222 Rn as Natural Tracer for LNAPL Recovery in a Crude Oil-Contaminated Aquifer

Abstract

The objective of this study was to investigate whether 222Rn in groundwater can be used as a tracer for light non-aqueous phase liquid (LNAPL) quantification at a field site treated by dual-phase LNAPL removal. After the break of a pipeline, 5 ha of soil in the nature reserve Coussouls de Crau in southern France was contaminated by 5100 m3 of crude oil. Part of this oil seeped into the underlying gravel aquifer and formed a floating oil body of about 3.9 ha. The remediation consists of plume management by hydraulic groundwater barriers and LNAPL extraction in the source zone. 222Rn measurements were performed in 21 wells in and outside the source zone during 15 months. In uncontaminated groundwater, the radon activity was relatively constant and remained always >11 Bq/L. The variability of radon activity measurements in wells affected by the pump-and-skim system was consistent with the measurements in wells that were not impacted by the system. The mean activities in wells in the source zone were, in general, significantly lower than in wells upgradient of the source zone, owing to partitioning of 222Rn into the oil phase. The lowest activities were found in zones with high non-aqueous phase liquid (NAPL) recovery.
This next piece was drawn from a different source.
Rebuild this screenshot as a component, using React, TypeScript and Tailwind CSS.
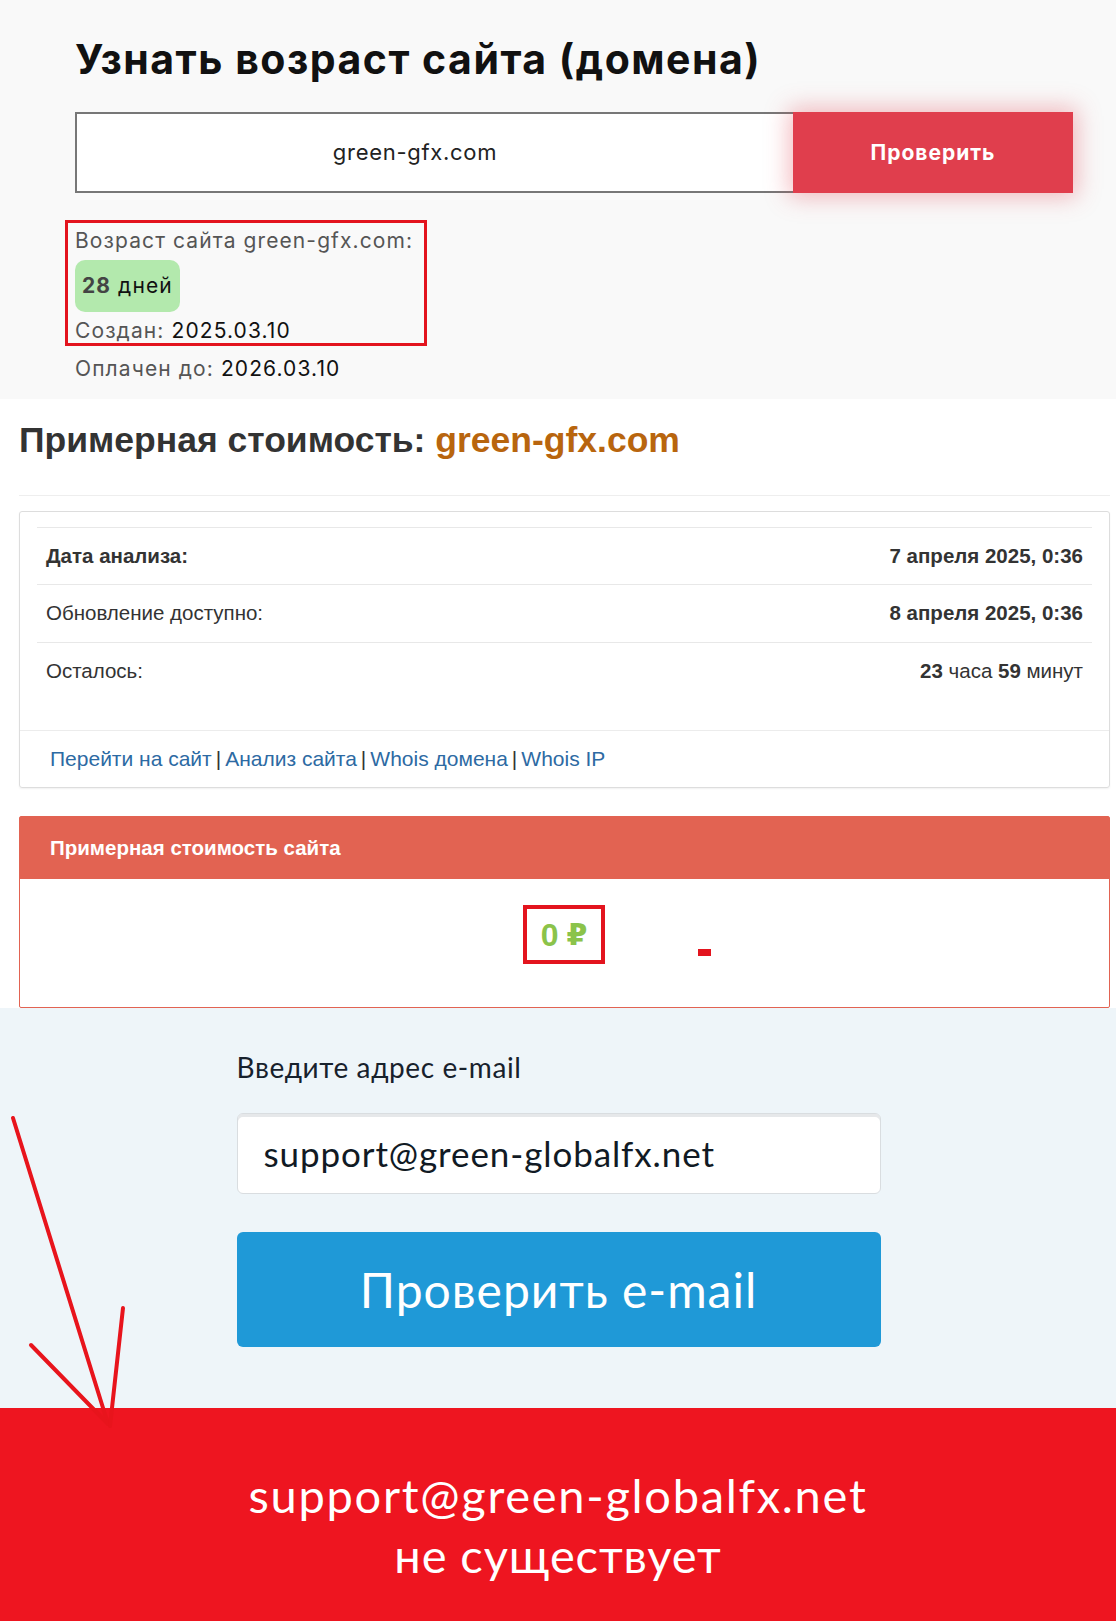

LNAPL saturations around each recovery well were furthermore calculated during a period of high groundwater level, using a laboratory-determined crude oil–water partitioning coefficient of 38.5 ± 2.9. This yielded an estimated volume of residual crude oil of 309 ± 93 m3 below the capillary fringe. We find that 222Rn is a useful and cheap groundwater tracer for finding zones of good LNAPL recovery in an aquifer treated by dual-phase LNAPL removal, but that quantification of NAPL saturation using Rn is highly uncertain.